Namun, tetap tak terasa kepemimpinan dan strategi konkret manajemen wabah, baik di daerah maupun di pusat. Rakyat diimbau tidak liburan, tetapi ”hari kejepit” malah diperpanjang dengan cuti bersama. Janji vaksin bertaburan, tetapi miskin kepastian.
Tak cukup tempat untuk mengulik deretan masalah di atas, jadi mari fokus pada vaksin. Katakanlah lampu Aladdin memberikan kita vaksin yang teruji klinis dan disetujui BPOM pada 1 Desember, bakal tersisa 31 hari produksi tahun ini.
Kalaupun bisa memproduksi sejuta vaksin per hari, pada 31 Desember 2020 baru tersedia 31 juta vaksin, hanya cukup untuk 11,5 persen dari 270 juta populasi.
Agar seluruh populasi minimal tervaksin sekali pada 2021, sekitar 750.000 orang harus divaksin per hari antara 1 Januari dan 31 Desember 2021. Punyakah kita infrastruktur untuk ini? Pembagian santunan Lebaran untuk 1.000-2.000 orang saja sering kacau di lapangan. Lalu bagaimana kalau perlu divaksin dua kali sebelum ampuh? Bagaimana bila lampu Aladdin, maksud saya vaksin, tak lekas ketemu?

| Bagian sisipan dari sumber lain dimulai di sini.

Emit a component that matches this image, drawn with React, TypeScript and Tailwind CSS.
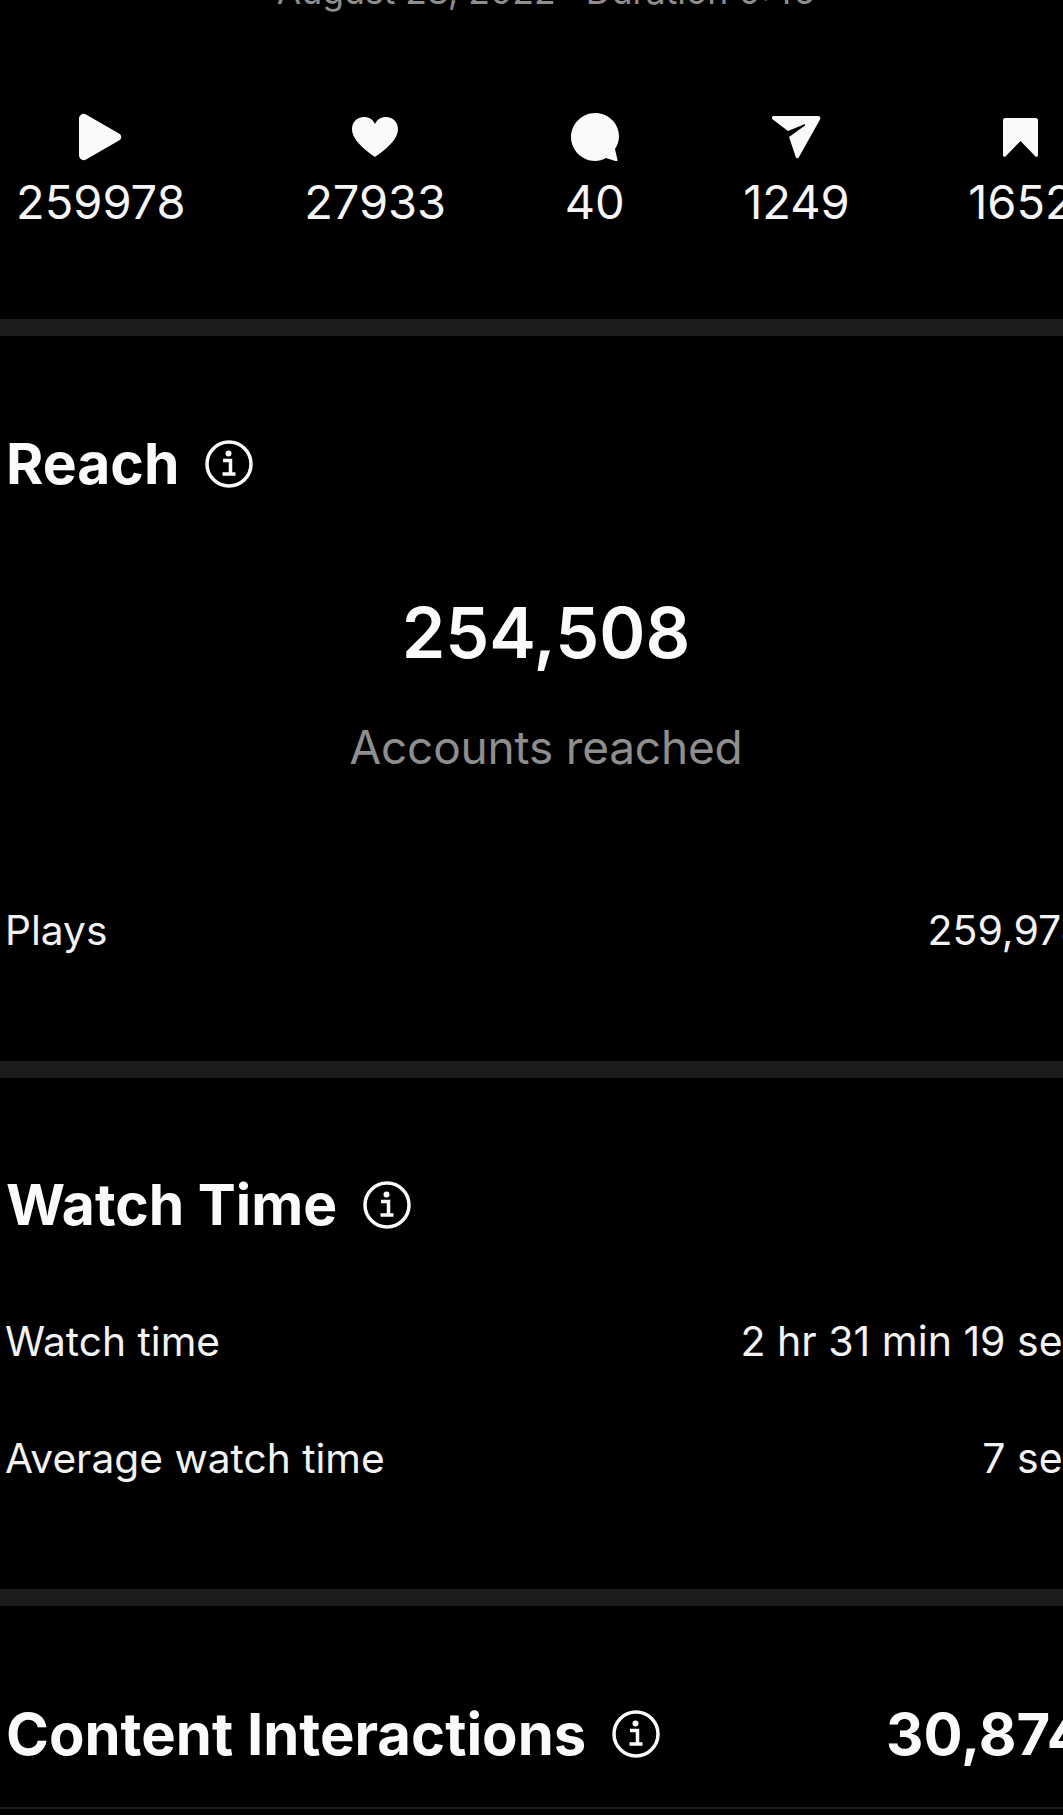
const font = { fontFamily: 'Inter, sans-serif' };

const PlayIcon = () => (
  <svg width="46" height="48" viewBox="0 0 46 48" fill="#fafafa">
    <path d="M1 6c0-4 4-6.500 7-4.500l33 19c3 1.800 3 5.200 0 7l-33 19c-3 2-7-.5-7-4.500z" />
  </svg>
);

const HeartIcon = () => (
  <svg width="48" height="42" viewBox="0 0 48 42" fill="#fafafa">
    <path d="M24 41C20 38 1 26 1 13 1 6 6 1 13 1c5 0 9 2.500 11 7 2-4.500 6-7 11-7 7 0 12 5 12 12 0 13-19 25-23 28z" />
  </svg>
);

const CommentIcon = () => (
  <svg width="48" height="48" viewBox="0 0 48 48" fill="#fafafa">
    <path d="M24 0c13 0 24 10 24 23 0 5-1.500 9-4 13l2.500 11c.2 1-.5 1.500-1.500 1.200l-10-3.200c-3.500 2-7 3-11 3C11 48 0 37 0 24S11 0 24 0z" />
  </svg>
);

const SendIcon = () => (
  <svg width="49" height="43" viewBox="0 0 49 43" fill="#fafafa">
    <path d="M2 0h44c2 0 3 1.500 2 3.500L27 41c-1 2-3 1.700-3.300-.3L17 21 33 9.500 33 8 16 15 .8 3.500C-.8 2 0 0 2 0z" />
  </svg>
);

const BookmarkIcon = () => (
  <svg width="35" height="39" viewBox="0 0 35 39" fill="#fafafa">
    <path d="M2 0h31c1 0 2 1 2 2v35c0 2-2 2.500-3 1L17.500 23 3 38c-1 1.500-3 1-3-1V2c0-1 1-2 2-2z" />
  </svg>
);

const InfoIcon = () => (
  <svg width="48" height="48" viewBox="0 0 48 48" fill="none" className="shrink-0">
    <circle cx="24" cy="24" r="22" stroke="#fafafa" strokeWidth="3.500" />
    <circle cx="23.500" cy="13.500" r="3" fill="#fafafa" />
    <path d="M18 20.500h7.500V33M17.500 34h13" stroke="#fafafa" strokeWidth="3.500" />
  </svg>
);

const stats = [
  { icon: <PlayIcon />, value: '259978' },
  { icon: <HeartIcon />, value: '27933' },
  { icon: <CommentIcon />, value: '40' },
  { icon: <SendIcon />, value: '1249' },
  { icon: <BookmarkIcon />, value: '1652' },
];

const Divider = () => <div className="h-[17px] bg-[#1c1c1c]" />;

const Row = ({ label, value }: { label: string; value: string }) => (
  <div className="-ml-px flex items-baseline justify-between leading-[48px] text-[#f2f2f2]">
    <span className="text-[40.7px]">{label}</span>
    <span className="text-[41px]">{value}</span>
  </div>
);

const Heading = ({ title, size }: { title: string; size: string }) => (
  <div className="flex items-center gap-[26px]">
    <h2 className={`${size} leading-[68px] font-bold text-[#fafafa]`}>{title}</h2>
    <InfoIcon />
  </div>
);

export default function App() {
  return (
    <div className="h-[1815px] w-[1063px] overflow-hidden bg-black" style={font}>
      <div className="w-[1092px]">
        <div className="-mt-[30px] text-center text-[35.5px] leading-[44px] text-[#8e8e8e]">
          August 28, 2022 · Duration 0:45
        </div>

        <div className="mt-[99px] flex gap-[118.5px] pl-[16px] text-[#f5f5f5]">
          {stats.map((s) => (
            <div key={s.value} className="flex shrink-0 flex-col items-center">
              <div className="flex h-[48px] items-center">{s.icon}</div>
              <div className="mt-[14px] text-[47px] leading-[54px]">{s.value}</div>
            </div>
          ))}
        </div>

        <div className="mt-[90px]">
          <Divider />
        </div>

        <section className="px-[6px] pt-[94px] pb-[106px]">
          <Heading title="Reach" size="text-[57px]" />
          <div className="mt-[93px] text-center">
            <div className="text-[70px] leading-[84px] font-semibold text-[#fafafa]">254,508</div>
            <div className="mt-[44px] text-[46px] leading-[56px] tracking-[-0.2px] text-[#8e8e8e]">Accounts reached</div>
          </div>
          <div className="mt-[131px]">
            <Row label="Plays" value="259,978" />
          </div>
        </section>

        <Divider />

        <section className="px-[6px] pt-[93px] pb-[106px]">
          <Heading title="Watch Time" size="text-[57px]" />
          <div className="mt-[78px] flex flex-col gap-[68px]">
            <Row label="Watch time" value="2 hr 31 min 19 sec" />
            <Row label="Average watch time" value="7 sec" />
          </div>
        </section>

        <Divider />

        <section className="flex items-center justify-between px-[6px] pt-[94px]">
          <Heading title="Content Interactions" size="text-[58px]" />
          <span className="text-[58px] leading-[68px] font-bold text-[#fafafa]">30,874</span>
        </section>
        <div className="mt-[39px] h-[2px] bg-[#1c1c1c]" />
      </div>
    </div>
  );
}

Marah? Saya mulai takut. Di tiap WAG, ada yang mengaku sudah pengap bermasker. Saya takut mereka menyerah berdisiplin. Takut bahwa pada suatu titik ramai tenaga kesehatan mengundurkan diri.
Takut bahwa sekian bulan dari sekarang pemerintah tetap gagap tanggap sementara rakyat kian acuh dan egois, dan akhirnya kita menjadi persilangan Sons of Anarchy dan The Walking Dead versi surga pulau tropis. Sudah 75 tahun merdeka dan delapan bulan pandemi, apakah Indonesia hanya bisa ini?